_Information provided_.
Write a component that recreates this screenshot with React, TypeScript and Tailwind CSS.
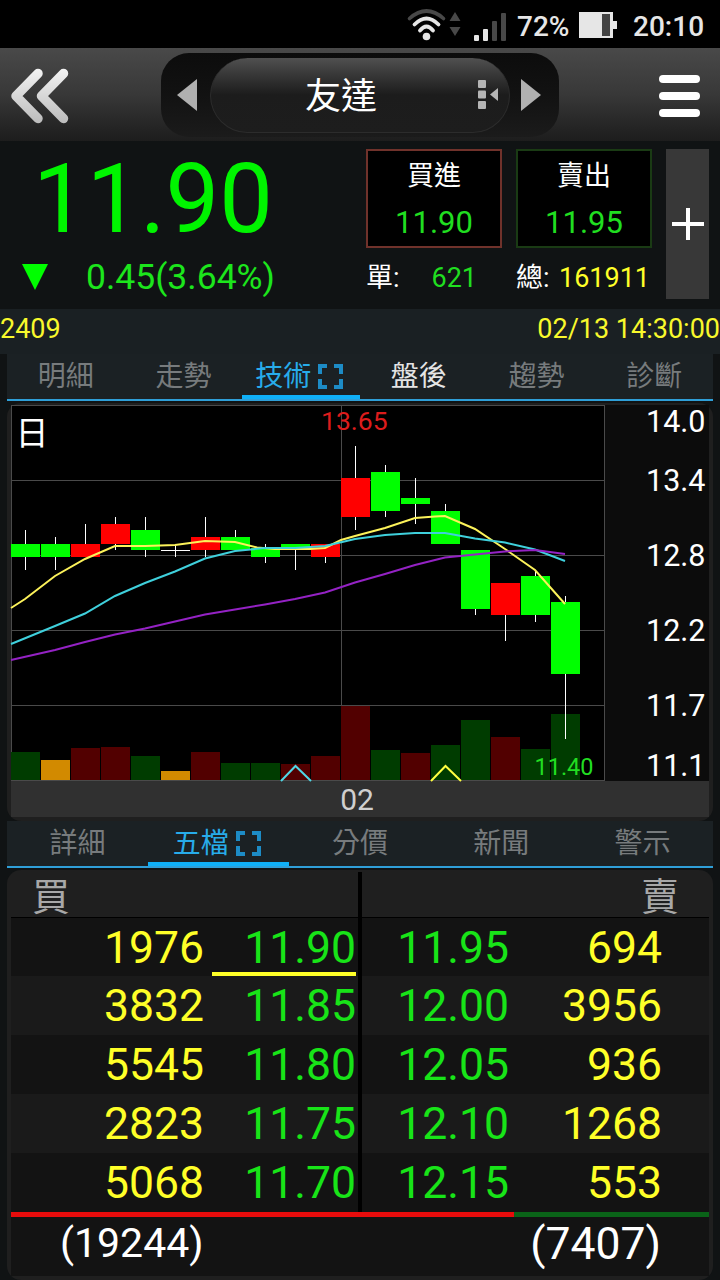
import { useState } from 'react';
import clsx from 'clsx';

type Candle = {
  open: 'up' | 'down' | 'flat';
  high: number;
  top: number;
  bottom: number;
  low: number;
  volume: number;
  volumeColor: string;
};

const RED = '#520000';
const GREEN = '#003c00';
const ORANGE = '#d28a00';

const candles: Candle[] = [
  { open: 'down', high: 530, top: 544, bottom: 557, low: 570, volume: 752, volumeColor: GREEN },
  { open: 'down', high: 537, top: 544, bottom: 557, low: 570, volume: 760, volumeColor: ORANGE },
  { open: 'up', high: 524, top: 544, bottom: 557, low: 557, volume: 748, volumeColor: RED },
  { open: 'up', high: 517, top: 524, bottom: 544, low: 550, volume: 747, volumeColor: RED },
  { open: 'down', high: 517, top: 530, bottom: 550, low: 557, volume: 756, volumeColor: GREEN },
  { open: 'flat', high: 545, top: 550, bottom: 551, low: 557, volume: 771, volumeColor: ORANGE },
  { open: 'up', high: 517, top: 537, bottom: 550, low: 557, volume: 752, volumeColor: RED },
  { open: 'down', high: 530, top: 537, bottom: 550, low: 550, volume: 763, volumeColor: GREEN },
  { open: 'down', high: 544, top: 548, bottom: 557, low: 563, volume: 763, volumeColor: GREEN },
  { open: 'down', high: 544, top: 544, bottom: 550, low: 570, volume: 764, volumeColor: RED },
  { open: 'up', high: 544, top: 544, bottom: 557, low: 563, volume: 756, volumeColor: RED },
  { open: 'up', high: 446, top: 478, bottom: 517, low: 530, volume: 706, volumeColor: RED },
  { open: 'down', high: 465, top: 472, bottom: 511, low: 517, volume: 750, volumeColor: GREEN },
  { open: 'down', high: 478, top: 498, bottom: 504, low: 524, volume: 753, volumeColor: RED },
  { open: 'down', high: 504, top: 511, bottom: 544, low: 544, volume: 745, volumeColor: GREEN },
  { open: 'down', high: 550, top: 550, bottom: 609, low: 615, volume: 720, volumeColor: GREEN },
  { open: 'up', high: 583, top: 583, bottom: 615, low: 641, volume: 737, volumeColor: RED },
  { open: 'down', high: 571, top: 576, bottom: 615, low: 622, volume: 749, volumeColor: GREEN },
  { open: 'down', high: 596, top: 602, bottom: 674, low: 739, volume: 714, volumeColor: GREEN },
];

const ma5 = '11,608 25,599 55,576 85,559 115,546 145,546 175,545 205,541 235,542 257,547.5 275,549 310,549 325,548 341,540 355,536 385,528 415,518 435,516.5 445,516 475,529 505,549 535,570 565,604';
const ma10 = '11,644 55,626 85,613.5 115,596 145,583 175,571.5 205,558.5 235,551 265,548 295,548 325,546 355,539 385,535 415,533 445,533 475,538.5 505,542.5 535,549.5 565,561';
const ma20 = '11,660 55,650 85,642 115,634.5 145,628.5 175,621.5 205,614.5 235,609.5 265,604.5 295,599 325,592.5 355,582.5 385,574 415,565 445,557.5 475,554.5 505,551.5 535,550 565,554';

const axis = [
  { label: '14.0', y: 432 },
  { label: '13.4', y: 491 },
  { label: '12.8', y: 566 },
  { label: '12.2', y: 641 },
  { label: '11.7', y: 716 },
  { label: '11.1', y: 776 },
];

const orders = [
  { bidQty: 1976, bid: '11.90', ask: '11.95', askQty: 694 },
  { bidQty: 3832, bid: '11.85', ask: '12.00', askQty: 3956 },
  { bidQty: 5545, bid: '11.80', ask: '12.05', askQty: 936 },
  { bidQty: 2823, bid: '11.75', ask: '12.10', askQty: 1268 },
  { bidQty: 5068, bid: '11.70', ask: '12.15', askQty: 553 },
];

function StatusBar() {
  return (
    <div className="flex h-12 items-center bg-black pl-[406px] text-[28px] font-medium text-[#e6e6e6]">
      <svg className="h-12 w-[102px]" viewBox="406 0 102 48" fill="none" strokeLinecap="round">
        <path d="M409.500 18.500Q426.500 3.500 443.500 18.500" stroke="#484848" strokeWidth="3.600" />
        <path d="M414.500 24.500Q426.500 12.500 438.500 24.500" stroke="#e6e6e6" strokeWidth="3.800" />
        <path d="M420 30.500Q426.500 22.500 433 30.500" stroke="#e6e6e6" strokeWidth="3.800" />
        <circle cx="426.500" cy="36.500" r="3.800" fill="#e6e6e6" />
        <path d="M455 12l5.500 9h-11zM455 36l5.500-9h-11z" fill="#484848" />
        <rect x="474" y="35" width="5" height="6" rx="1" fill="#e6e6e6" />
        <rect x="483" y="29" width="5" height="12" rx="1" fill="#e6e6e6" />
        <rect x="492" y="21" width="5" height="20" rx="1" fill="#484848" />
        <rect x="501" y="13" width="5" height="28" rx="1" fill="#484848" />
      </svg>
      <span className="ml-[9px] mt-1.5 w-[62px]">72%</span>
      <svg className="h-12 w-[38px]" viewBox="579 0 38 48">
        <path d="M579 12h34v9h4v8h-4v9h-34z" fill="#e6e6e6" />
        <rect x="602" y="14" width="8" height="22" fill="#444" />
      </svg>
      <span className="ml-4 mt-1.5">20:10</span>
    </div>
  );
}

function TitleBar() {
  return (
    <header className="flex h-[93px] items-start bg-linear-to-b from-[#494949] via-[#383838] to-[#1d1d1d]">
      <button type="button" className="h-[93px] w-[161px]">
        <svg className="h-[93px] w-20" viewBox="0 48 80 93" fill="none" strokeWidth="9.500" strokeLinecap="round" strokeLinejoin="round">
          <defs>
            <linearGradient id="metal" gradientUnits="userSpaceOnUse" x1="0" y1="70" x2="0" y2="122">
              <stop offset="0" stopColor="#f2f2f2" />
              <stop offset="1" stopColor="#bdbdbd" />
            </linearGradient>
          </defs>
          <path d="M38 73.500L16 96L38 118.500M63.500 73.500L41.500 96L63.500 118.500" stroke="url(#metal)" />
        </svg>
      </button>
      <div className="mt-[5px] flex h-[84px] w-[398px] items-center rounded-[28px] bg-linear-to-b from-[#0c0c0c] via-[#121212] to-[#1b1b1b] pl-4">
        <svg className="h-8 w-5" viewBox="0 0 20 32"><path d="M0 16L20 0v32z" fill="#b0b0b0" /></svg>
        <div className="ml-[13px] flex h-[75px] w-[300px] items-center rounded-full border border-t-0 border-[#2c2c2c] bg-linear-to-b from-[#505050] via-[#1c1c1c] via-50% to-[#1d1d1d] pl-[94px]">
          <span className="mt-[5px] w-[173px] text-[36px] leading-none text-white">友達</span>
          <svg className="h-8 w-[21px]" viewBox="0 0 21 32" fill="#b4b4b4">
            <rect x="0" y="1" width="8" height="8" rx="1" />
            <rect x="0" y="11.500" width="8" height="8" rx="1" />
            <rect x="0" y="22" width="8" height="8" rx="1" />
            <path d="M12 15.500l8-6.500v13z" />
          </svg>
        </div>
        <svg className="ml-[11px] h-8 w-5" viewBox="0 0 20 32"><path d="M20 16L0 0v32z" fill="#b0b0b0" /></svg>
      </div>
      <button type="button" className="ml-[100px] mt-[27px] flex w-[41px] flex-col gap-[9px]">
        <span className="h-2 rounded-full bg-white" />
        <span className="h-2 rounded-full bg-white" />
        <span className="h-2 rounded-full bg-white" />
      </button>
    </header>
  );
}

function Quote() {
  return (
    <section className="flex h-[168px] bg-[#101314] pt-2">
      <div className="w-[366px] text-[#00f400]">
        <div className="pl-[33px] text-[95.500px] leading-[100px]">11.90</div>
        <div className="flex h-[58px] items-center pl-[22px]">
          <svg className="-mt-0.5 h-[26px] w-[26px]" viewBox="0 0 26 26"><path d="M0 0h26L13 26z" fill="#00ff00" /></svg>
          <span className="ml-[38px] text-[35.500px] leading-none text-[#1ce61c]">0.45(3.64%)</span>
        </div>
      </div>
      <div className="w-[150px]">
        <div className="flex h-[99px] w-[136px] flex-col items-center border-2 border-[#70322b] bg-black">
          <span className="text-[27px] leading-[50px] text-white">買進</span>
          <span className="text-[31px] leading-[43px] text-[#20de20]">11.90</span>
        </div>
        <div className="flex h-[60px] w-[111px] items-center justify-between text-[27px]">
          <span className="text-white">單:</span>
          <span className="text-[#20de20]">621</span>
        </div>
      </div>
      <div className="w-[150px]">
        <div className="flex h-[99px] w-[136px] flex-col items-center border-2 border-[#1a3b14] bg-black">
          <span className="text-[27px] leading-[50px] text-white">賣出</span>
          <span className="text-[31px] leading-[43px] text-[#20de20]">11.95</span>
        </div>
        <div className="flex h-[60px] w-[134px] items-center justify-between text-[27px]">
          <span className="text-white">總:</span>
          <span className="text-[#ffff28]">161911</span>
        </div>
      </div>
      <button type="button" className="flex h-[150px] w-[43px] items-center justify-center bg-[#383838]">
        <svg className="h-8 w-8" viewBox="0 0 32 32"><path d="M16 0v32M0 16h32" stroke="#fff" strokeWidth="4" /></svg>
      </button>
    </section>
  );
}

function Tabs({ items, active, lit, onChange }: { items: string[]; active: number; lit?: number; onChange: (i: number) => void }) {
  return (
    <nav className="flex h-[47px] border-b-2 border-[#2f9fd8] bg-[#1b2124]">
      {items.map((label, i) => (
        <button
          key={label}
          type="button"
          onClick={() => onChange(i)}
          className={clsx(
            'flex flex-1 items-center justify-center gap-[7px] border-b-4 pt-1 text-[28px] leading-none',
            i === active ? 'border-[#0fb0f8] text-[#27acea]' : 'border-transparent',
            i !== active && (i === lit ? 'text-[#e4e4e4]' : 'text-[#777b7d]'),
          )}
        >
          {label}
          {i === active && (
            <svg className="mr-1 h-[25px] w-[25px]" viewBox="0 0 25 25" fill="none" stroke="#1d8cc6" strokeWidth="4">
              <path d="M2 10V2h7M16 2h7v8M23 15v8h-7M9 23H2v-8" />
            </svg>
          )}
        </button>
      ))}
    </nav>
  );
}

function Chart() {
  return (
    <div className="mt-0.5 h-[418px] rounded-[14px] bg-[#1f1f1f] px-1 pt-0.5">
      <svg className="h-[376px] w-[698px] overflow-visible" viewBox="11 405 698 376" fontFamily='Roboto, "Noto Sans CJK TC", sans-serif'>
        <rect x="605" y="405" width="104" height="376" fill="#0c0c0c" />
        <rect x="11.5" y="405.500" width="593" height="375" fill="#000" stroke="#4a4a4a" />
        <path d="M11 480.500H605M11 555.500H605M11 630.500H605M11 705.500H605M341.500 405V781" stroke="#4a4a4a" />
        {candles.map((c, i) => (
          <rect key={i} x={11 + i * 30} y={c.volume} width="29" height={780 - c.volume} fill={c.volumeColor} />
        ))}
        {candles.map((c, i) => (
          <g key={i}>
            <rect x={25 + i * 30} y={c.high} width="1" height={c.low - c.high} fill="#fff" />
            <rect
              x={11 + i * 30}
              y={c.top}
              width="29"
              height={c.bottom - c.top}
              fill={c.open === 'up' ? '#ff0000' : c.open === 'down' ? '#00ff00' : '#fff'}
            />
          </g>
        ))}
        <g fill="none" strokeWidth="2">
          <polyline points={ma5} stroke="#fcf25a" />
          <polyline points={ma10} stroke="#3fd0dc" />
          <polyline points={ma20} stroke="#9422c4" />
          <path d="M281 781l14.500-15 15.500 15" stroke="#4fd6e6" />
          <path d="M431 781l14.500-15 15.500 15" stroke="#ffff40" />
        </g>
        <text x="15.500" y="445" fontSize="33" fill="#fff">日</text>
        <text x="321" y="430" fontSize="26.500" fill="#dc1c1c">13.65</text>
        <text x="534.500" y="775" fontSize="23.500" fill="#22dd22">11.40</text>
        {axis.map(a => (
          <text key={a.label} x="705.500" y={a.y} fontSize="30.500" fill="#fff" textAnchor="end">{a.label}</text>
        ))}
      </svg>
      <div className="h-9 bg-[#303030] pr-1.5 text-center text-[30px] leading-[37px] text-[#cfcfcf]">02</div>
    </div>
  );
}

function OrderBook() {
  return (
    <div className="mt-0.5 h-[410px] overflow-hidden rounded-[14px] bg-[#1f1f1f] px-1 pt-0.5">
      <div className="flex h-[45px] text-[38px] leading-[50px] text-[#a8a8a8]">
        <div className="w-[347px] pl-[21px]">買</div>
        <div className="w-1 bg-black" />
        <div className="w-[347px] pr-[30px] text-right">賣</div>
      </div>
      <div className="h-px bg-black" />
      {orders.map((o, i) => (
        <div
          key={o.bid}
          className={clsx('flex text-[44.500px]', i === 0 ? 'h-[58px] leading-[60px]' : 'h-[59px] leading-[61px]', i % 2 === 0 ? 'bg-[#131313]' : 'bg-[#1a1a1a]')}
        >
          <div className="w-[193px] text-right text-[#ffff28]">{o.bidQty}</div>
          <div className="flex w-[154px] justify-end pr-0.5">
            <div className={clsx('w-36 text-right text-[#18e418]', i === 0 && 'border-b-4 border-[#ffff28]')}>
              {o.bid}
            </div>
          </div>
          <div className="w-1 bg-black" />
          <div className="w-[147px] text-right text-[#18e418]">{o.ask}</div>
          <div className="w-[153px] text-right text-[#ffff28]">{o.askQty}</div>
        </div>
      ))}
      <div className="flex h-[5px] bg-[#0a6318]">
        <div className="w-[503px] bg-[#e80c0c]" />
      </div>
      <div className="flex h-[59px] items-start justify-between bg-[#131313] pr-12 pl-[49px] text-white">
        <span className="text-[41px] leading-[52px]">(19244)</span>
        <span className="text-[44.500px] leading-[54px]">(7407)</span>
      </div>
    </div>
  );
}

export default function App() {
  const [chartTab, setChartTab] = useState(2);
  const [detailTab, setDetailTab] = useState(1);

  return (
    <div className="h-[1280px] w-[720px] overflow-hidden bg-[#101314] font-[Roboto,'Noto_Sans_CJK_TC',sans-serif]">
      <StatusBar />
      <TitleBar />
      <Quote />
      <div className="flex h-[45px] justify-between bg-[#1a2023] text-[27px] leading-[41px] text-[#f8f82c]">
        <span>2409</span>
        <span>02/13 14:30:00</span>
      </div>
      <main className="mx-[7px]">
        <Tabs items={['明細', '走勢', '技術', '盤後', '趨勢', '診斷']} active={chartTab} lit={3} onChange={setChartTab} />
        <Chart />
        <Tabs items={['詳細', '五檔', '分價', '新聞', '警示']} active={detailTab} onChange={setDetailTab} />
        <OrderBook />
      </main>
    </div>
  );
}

_Task requirements_. Leave out the pictures and restate, word for word, the lines from the top of the data through the line containing "const ORANGE = '#d28a00';", both included.

_Answer to this exercise_.
Write a component that recreates this screenshot with React, TypeScript and Tailwind CSS.
import { useState } from 'react';
import clsx from 'clsx';

type Candle = {
  open: 'up' | 'down' | 'flat';
  high: number;
  top: number;
  bottom: number;
  low: number;
  volume: number;
  volumeColor: string;
};

const RED = '#520000';
const GREEN = '#003c00';
const ORANGE = '#d28a00';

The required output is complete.